Pour ce qui est de la falsification des écritures bancaires, l’avocat note que Chebli n’était pas au courant des raisons qui ont motivé l’établissement des 11 EES. «Il n’était même pas présent à la fameuse réunion. Sa signature n’avait pas d’impact ni de préjudice. Le dossier de Chebli est vide», conclut-il.

Tirs croisés sur le procureur général

Concernant Lynda Benouis, Me Belloula rappelle que sa cliente avait bénéficié d’un prêt spécial de la part de Moumen Khalifa pour l’achat d’un appartement et cela pour des raisons de santé. «L’argent venait du compte de Moumen Khalifa. Le prêt a été remboursé auprès du liquidateur en trois tranches», fait-il savoir. Il s’attaque frontalement, sans mâcher ses mots, au représentant du ministère public pour son «acharnement» répété contre sa mandante. «J’ai remarqué que l’instruction a été à charge. Vous vous êtes, monsieur le procureur général, dangereusement écarté de l’arrêt de renvoi», lance-t-il.

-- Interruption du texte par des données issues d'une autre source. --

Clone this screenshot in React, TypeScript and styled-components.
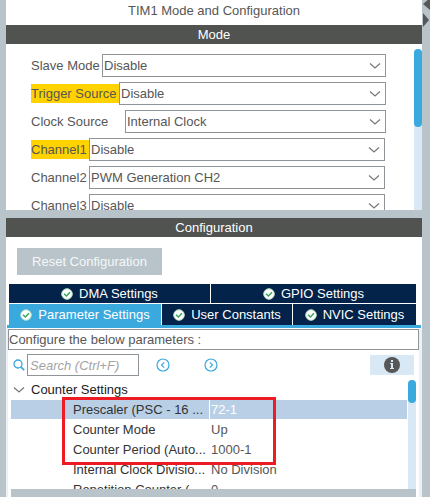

Auparavant, Me Beloulla dit qu’il y a une tentative de dénaturation des faits, puisque le juge instructeur n’a pas entendu les propos de Lynda Benouis et s’est contenté d’écouter celui qui lui a vendu l’appartement. Intervenant, le procureur général dira que l’avocat est en train de dénaturer par ses propos les faits. Mme Brahimi demande instantanément au procureur de ne pas interrompre la plaidoirie de Me Beloulla. Ce dernier dit être convaincu qu’il y a violations des droits de la défense. Les plaidoiries reprennent pour les autres accusés relevant de la criminelle.